The key initiatives required to tackle these pressures are anticipation, preparation, budgeting, and business advice.
1) Petrol and power prices surge
The price of fuel and electricity have skyrocketed in 2022.
In terms of fuel, this will affect all businesses that rely on work vehicles. Even if you don’t use a work vehicle, adding this personal cost to your daily operating budget will put pressure on your ability to take home a decent income.
Even though we saw a halving of the fuel excise in March, this did little to reduce what you pay at the pump. Furthermore, this temporary reduction in excise is due to expire in September 2022, representing a cost which needs to be anticipated and budgeted for.
With respect to power prices, it’s hard to imagine a single business in the land that won’t feel the pinch of the recent increases.

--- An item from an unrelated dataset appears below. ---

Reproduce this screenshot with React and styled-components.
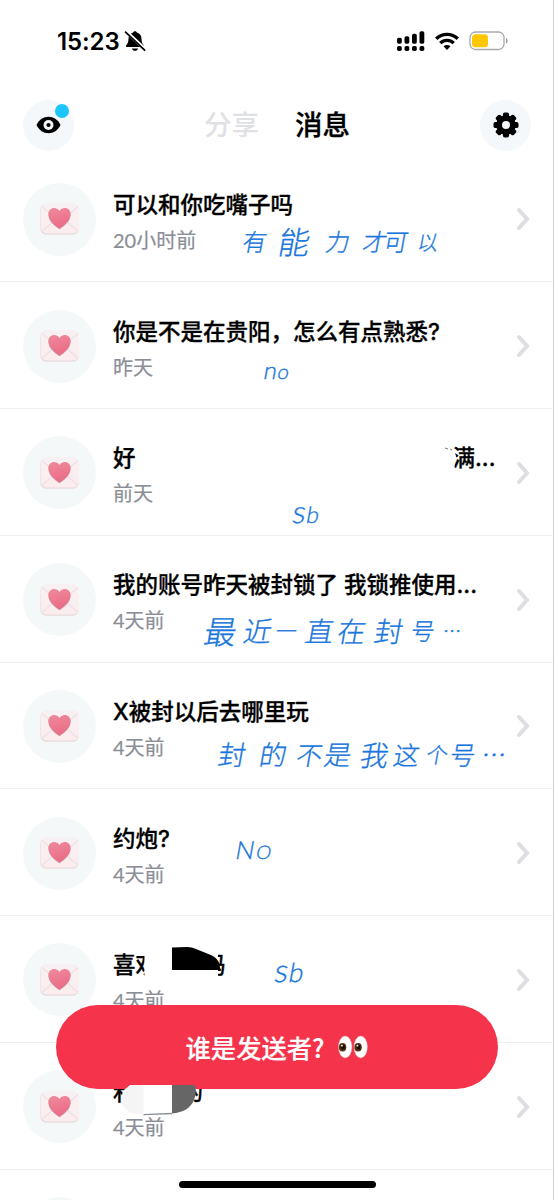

Businesses need to work diligently on their budgeting and work toward building a rainy-day fund for unexpected price fluctuations. Meet with an advisor to ensure you receive every tax deduction that you’re eligible for. You can also consider how you can trim down on expenses.
2) Inflation and the price of goods continue to soar
Business owners are not only feeling the brunt of broader price jumps but at the same time, the effects of rampant inflation. In other words, despite the cost of goods increasing, our cash is worth less.
(According to the ABS, the consumer price index (inflation) has risen 5.1% over the last 12 months to the March quarter.)
On top of this, the RBA raised interest rates yet again in July 2022. Although interest rate rises are hoped to slow inflation, there is no guarantee. And further rate increases are expected to come this year.
Very prudent and conservative budgeting, on top of new strategies, will be required to mitigate all the factors at play. Indeed, as a business owner, increasing your prices may be unavoidable, but there also needs to be a concurrent understanding that consumers will have less available cash to spend this year.
Innovation and careful plotting will be required, such as fresh marketing plans and an increased attention to ROI.